▶ **CHALLENGE**
Copy the data that follows, character for character, minus the pictures.

※ ※ ※

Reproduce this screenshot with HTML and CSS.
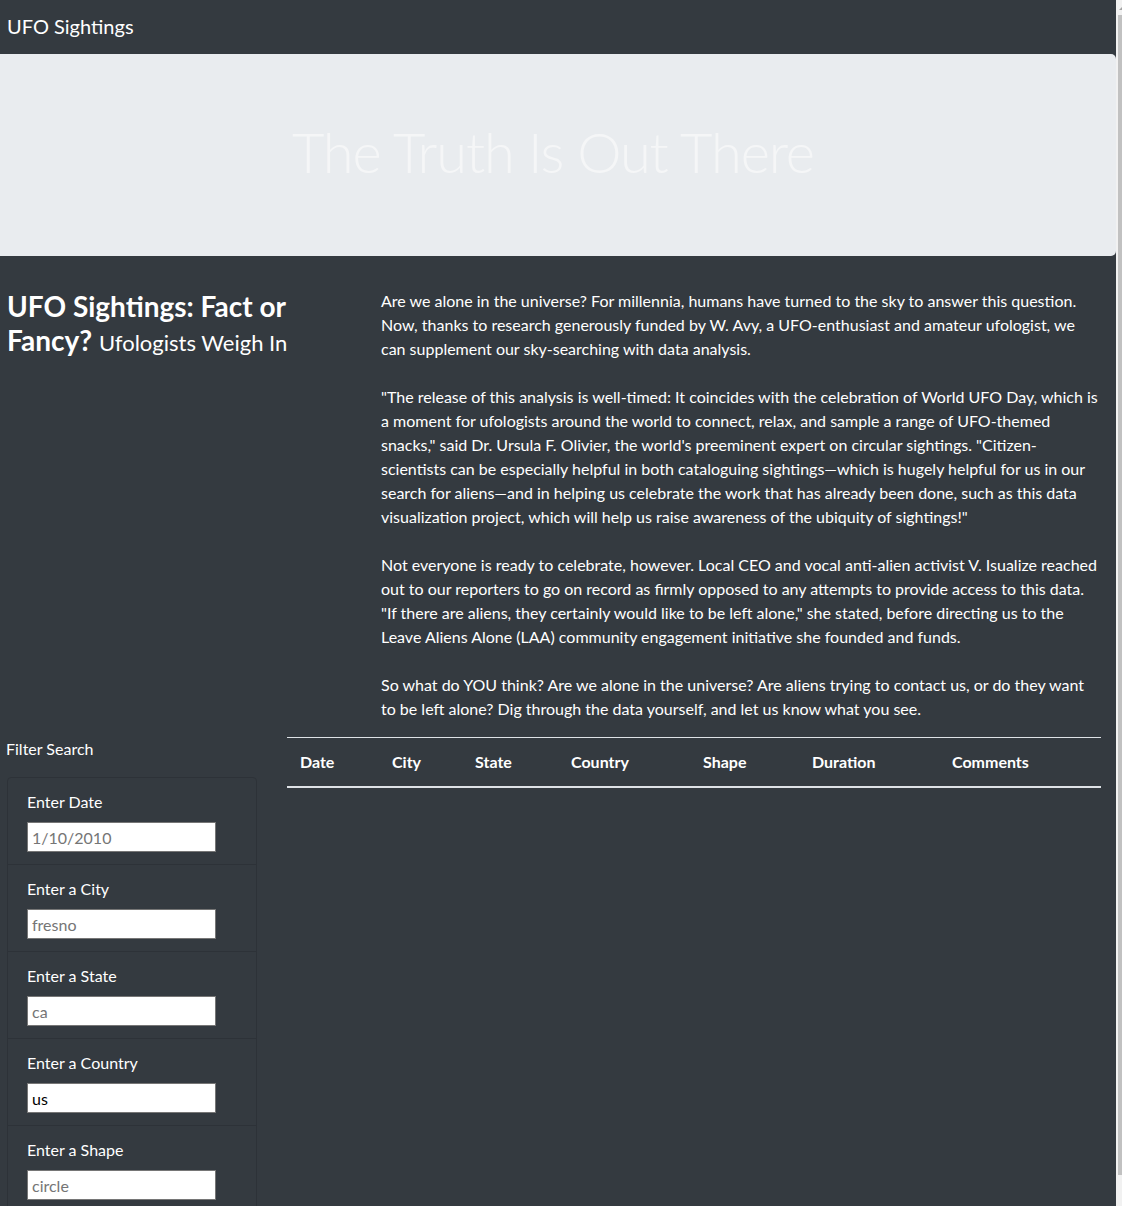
FILE: index.html
```html
<!DOCTYPE html>
<html lang="en">
<head>
<meta charset="utf-8">
<title>UFO Sightings</title>
<link rel="stylesheet" href="styles.css">
</head>
<body>
<div class="page">
  <nav class="navbar">
    <a class="brand" href="#">UFO Sightings</a>
  </nav>
  <header class="hero">
    <h1 class="hero-title">The Truth Is Out There</h1>
  </header>
  <section class="article">
    <div class="article-head">
      <h3 class="headline">UFO Sightings: Fact or Fancy? <small>Ufologists Weigh In</small></h3>
    </div>
    <div class="article-body">
      <p>Are we alone in the universe? For millennia, humans have turned to the sky to answer this question. Now, thanks to research generously funded by W. Avy, a UFO-enthusiast and amateur ufologist, we can supplement our sky-searching with data analysis.</p>
      <p>"The release of this analysis is well-timed: It coincides with the celebration of World UFO Day, which is a moment for ufologists around the world to connect, relax, and sample a range of UFO-themed snacks," said Dr. Ursula F. Olivier, the world's preeminent expert on circular sightings. "Citizen-scientists can be especially helpful in both cataloguing sightings—which is hugely helpful for us in our search for aliens—and in helping us celebrate the work that has already been done, such as this data visualization project, which will help us raise awareness of the ubiquity of sightings!"</p>
      <p>Not everyone is ready to celebrate, however. Local CEO and vocal anti-alien activist V. Isualize reached out to our reporters to go on record as firmly opposed to any attempts to provide access to this data. "If there are aliens, they certainly would like to be left alone," she stated, before directing us to the Leave Aliens Alone (LAA) community engagement initiative she founded and funds.</p>
      <p>So what do YOU think? Are we alone in the universe? Are aliens trying to contact us, or do they want to be left alone? Dig through the data yourself, and let us know what you see.</p>
    </div>
  </section>
  <section class="data">
    <aside class="filters">
      <div class="filters-title">Filter Search</div>
      <ul class="filter-list">
        <li class="filter-item">
          <label class="filter-label" for="datetime">Enter Date</label>
          <input class="filter-input" id="datetime" type="text" placeholder="1/10/2010">
        </li>
        <li class="filter-item">
          <label class="filter-label" for="city">Enter a City</label>
          <input class="filter-input" id="city" type="text" placeholder="fresno">
        </li>
        <li class="filter-item">
          <label class="filter-label" for="state">Enter a State</label>
          <input class="filter-input" id="state" type="text" placeholder="ca">
        </li>
        <li class="filter-item">
          <label class="filter-label" for="country">Enter a Country</label>
          <input class="filter-input" id="country" type="text" value="us">
        </li>
        <li class="filter-item">
          <label class="filter-label" for="shape">Enter a Shape</label>
          <input class="filter-input" id="shape" type="text" placeholder="circle">
        </li>
      </ul>
    </aside>
    <div class="results">
      <table class="ufo-table">
        <thead>
          <tr>
            <th class="col-date">Date</th>
            <th class="col-city">City</th>
            <th class="col-state">State</th>
            <th class="col-country">Country</th>
            <th class="col-shape">Shape</th>
            <th class="col-duration">Duration</th>
            <th class="col-comments">Comments</th>
          </tr>
        </thead>
        <tbody></tbody>
      </table>
    </div>
  </section>
</div>
<div class="scrollbar"><div class="scroll-arrow"></div><div class="scroll-thumb"></div></div>
</body>
</html>
```
FILE: styles.css
```css
html {
  overflow: hidden;
}
body {
  margin: 0;
  background: #343a40;
  color: #fff;
  font-family: Lato, "Noto Sans", sans-serif;
  font-size: 16px;
  line-height: 1.5;
}
.page {
  width: 1116px;
}

/* navbar */
.navbar {
  height: 54px;
  display: flex;
  align-items: center;
  padding-left: 7px;
}
.brand {
  color: #fff;
  text-decoration: none;
  font-size: 20px;
  line-height: 30px;
  margin-top: -3px;
}

/* hero */
.hero {
  height: 202px;
  background: #e9ecef;
  border-radius: 0 5px 5px 0;
  display: flex;
  align-items: center;
  justify-content: center;
}
.hero-title {
  margin: 0 0 6px -10px;
  font-size: 56px;
  font-weight: 300;
  letter-spacing: -1.1px;
  line-height: 1.2;
  color: #f5f6f7;
}

/* article */
.article {
  display: flex;
  padding-top: 33px;
}
.article-head {
  width: 359px;
  padding-left: 7px;
  flex: none;
}
.headline {
  margin: 0;
  width: 320px;
  font-size: 28px;
  font-weight: 700;
  line-height: 34px;
}
.headline small {
  font-size: 22px;
  font-weight: 400;
  line-height: 1;
}
.article-body {
  width: 720px;
  margin-left: 15px;
}
.article-body p {
  margin: 0 0 24px;
}
.article-body p:last-child {
  margin-bottom: 0;
}

/* data section */
.data {
  display: flex;
  margin-top: 16px;
  align-items: flex-start;
}
.filters {
  width: 250px;
  margin-left: 7px;
  flex: none;
}
.filters-title {
  margin-left: -1px;
  line-height: 24px;
  margin-bottom: 16px;
}
.filter-list {
  list-style: none;
  margin: 0;
  padding: 0;
  border: 1px solid #2d3238;
  border-radius: 4px 4px 0 0;
}
.filter-item {
  padding: 12px 19px;
  border-top: 1px solid #2d3238;
}
.filter-item:first-child {
  border-top: none;
}
.filter-label {
  display: block;
  line-height: 24px;
  margin-bottom: 8px;
}
.filter-input {
  display: block;
  box-sizing: border-box;
  width: 189px;
  height: 30px;
  margin: 0;
  padding: 0 4px;
  border: 1px solid #767676;
  border-radius: 0;
  background: #fff;
  color: #000;
  font-family: Lato, "Noto Sans", sans-serif;
  font-size: 16px;
}
.filter-input::placeholder {
  color: #757575;
}

.results {
  margin-left: 30px;
  width: 814px;
}
.ufo-table {
  width: 814px;
  border-collapse: collapse;
  table-layout: fixed;
}
.ufo-table th {
  box-sizing: border-box;
  text-align: left;
  font-weight: 700;
  padding: 12px 12px 12px 13px;
  line-height: 24px;
  border-top: 1px solid #dee2e6;
  border-bottom: 2px solid #dee2e6;
}
.col-date { width: 92px; }
.col-city { width: 83px; }
.col-state { width: 96px; }
.col-country { width: 132px; }
.col-shape { width: 109px; }
.col-duration { width: 140px; }
.col-comments { width: 162px; }

/* fake scrollbar strip at the right edge */
.scrollbar {
  position: fixed;
  top: 0;
  right: 0;
  width: 6px;
  height: 100%;
  background: #f1f1f1;
}
.scroll-arrow {
  position: absolute;
  top: 6px;
  left: 3px;
  width: 0;
  height: 0;
  border-left: 4px solid transparent;
  border-right: 4px solid transparent;
  border-bottom: 4px solid #a3a3a3;
}
.scroll-thumb {
  position: absolute;
  top: 15px;
  left: 2px;
  right: 0;
  bottom: 31px;
  background: #c1c1c1;
}
```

※ ※ ※

▶ **TASK SOLUTION**
Reproduce this screenshot with HTML and CSS.
FILE: index.html
```html
<!DOCTYPE html>
<html lang="en">
<head>
<meta charset="utf-8">
<title>UFO Sightings</title>
<link rel="stylesheet" href="styles.css">
</head>
<body>
<div class="page">
  <nav class="navbar">
    <a class="brand" href="#">UFO Sightings</a>
  </nav>
  <header class="hero">
    <h1 class="hero-title">The Truth Is Out There</h1>
  </header>
  <section class="article">
    <div class="article-head">
      <h3 class="headline">UFO Sightings: Fact or Fancy? <small>Ufologists Weigh In</small></h3>
    </div>
    <div class="article-body">
      <p>Are we alone in the universe? For millennia, humans have turned to the sky to answer this question. Now, thanks to research generously funded by W. Avy, a UFO-enthusiast and amateur ufologist, we can supplement our sky-searching with data analysis.</p>
      <p>"The release of this analysis is well-timed: It coincides with the celebration of World UFO Day, which is a moment for ufologists around the world to connect, relax, and sample a range of UFO-themed snacks," said Dr. Ursula F. Olivier, the world's preeminent expert on circular sightings. "Citizen-scientists can be especially helpful in both cataloguing sightings—which is hugely helpful for us in our search for aliens—and in helping us celebrate the work that has already been done, such as this data visualization project, which will help us raise awareness of the ubiquity of sightings!"</p>
      <p>Not everyone is ready to celebrate, however. Local CEO and vocal anti-alien activist V. Isualize reached out to our reporters to go on record as firmly opposed to any attempts to provide access to this data. "If there are aliens, they certainly would like to be left alone," she stated, before directing us to the Leave Aliens Alone (LAA) community engagement initiative she founded and funds.</p>
      <p>So what do YOU think? Are we alone in the universe? Are aliens trying to contact us, or do they want to be left alone? Dig through the data yourself, and let us know what you see.</p>
    </div>
  </section>
  <section class="data">
    <aside class="filters">
      <div class="filters-title">Filter Search</div>
      <ul class="filter-list">
        <li class="filter-item">
          <label class="filter-label" for="datetime">Enter Date</label>
          <input class="filter-input" id="datetime" type="text" placeholder="1/10/2010">
        </li>
        <li class="filter-item">
          <label class="filter-label" for="city">Enter a City</label>
          <input class="filter-input" id="city" type="text" placeholder="fresno">
        </li>
        <li class="filter-item">
          <label class="filter-label" for="state">Enter a State</label>
          <input class="filter-input" id="state" type="text" placeholder="ca">
        </li>
        <li class="filter-item">
          <label class="filter-label" for="country">Enter a Country</label>
          <input class="filter-input" id="country" type="text" value="us">
        </li>
        <li class="filter-item">
          <label class="filter-label" for="shape">Enter a Shape</label>
          <input class="filter-input" id="shape" type="text" placeholder="circle">
        </li>
      </ul>
    </aside>
    <div class="results">
      <table class="ufo-table">
        <thead>
          <tr>
            <th class="col-date">Date</th>
            <th class="col-city">City</th>
            <th class="col-state">State</th>
            <th class="col-country">Country</th>
            <th class="col-shape">Shape</th>
            <th class="col-duration">Duration</th>
            <th class="col-comments">Comments</th>
          </tr>
        </thead>
        <tbody></tbody>
      </table>
    </div>
  </section>
</div>
<div class="scrollbar"><div class="scroll-arrow"></div><div class="scroll-thumb"></div></div>
</body>
</html>
```
FILE: styles.css
```css
html {
  overflow: hidden;
}
body {
  margin: 0;
  background: #343a40;
  color: #fff;
  font-family: Lato, "Noto Sans", sans-serif;
  font-size: 16px;
  line-height: 1.5;
}
.page {
  width: 1116px;
}

/* navbar */
.navbar {
  height: 54px;
  display: flex;
  align-items: center;
  padding-left: 7px;
}
.brand {
  color: #fff;
  text-decoration: none;
  font-size: 20px;
  line-height: 30px;
  margin-top: -3px;
}

/* hero */
.hero {
  height: 202px;
  background: #e9ecef;
  border-radius: 0 5px 5px 0;
  display: flex;
  align-items: center;
  justify-content: center;
}
.hero-title {
  margin: 0 0 6px -10px;
  font-size: 56px;
  font-weight: 300;
  letter-spacing: -1.1px;
  line-height: 1.2;
  color: #f5f6f7;
}

/* article */
.article {
  display: flex;
  padding-top: 33px;
}
.article-head {
  width: 359px;
  padding-left: 7px;
  flex: none;
}
.headline {
  margin: 0;
  width: 320px;
  font-size: 28px;
  font-weight: 700;
  line-height: 34px;
}
.headline small {
  font-size: 22px;
  font-weight: 400;
  line-height: 1;
}
.article-body {
  width: 720px;
  margin-left: 15px;
}
.article-body p {
  margin: 0 0 24px;
}
.article-body p:last-child {
  margin-bottom: 0;
}

/* data section */
.data {
  display: flex;
  margin-top: 16px;
  align-items: flex-start;
}
.filters {
  width: 250px;
  margin-left: 7px;
  flex: none;
}
.filters-title {
  margin-left: -1px;
  line-height: 24px;
  margin-bottom: 16px;
}
.filter-list {
  list-style: none;
  margin: 0;
  padding: 0;
  border: 1px solid #2d3238;
  border-radius: 4px 4px 0 0;
}
.filter-item {
  padding: 12px 19px;
  border-top: 1px solid #2d3238;
}
.filter-item:first-child {
  border-top: none;
}
.filter-label {
  display: block;
  line-height: 24px;
  margin-bottom: 8px;
}
.filter-input {
  display: block;
  box-sizing: border-box;
  width: 189px;
  height: 30px;
  margin: 0;
  padding: 0 4px;
  border: 1px solid #767676;
  border-radius: 0;
  background: #fff;
  color: #000;
  font-family: Lato, "Noto Sans", sans-serif;
  font-size: 16px;
}
.filter-input::placeholder {
  color: #757575;
}

.results {
  margin-left: 30px;
  width: 814px;
}
.ufo-table {
  width: 814px;
  border-collapse: collapse;
  table-layout: fixed;
}
.ufo-table th {
  box-sizing: border-box;
  text-align: left;
  font-weight: 700;
  padding: 12px 12px 12px 13px;
  line-height: 24px;
  border-top: 1px solid #dee2e6;
  border-bottom: 2px solid #dee2e6;
}
.col-date { width: 92px; }
.col-city { width: 83px; }
.col-state { width: 96px; }
.col-country { width: 132px; }
.col-shape { width: 109px; }
.col-duration { width: 140px; }
.col-comments { width: 162px; }

/* fake scrollbar strip at the right edge */
.scrollbar {
  position: fixed;
  top: 0;
  right: 0;
  width: 6px;
  height: 100%;
  background: #f1f1f1;
}
.scroll-arrow {
  position: absolute;
  top: 6px;
  left: 3px;
  width: 0;
  height: 0;
  border-left: 4px solid transparent;
  border-right: 4px solid transparent;
  border-bottom: 4px solid #a3a3a3;
}
.scroll-thumb {
  position: absolute;
  top: 15px;
  left: 2px;
  right: 0;
  bottom: 31px;
  background: #c1c1c1;
}
```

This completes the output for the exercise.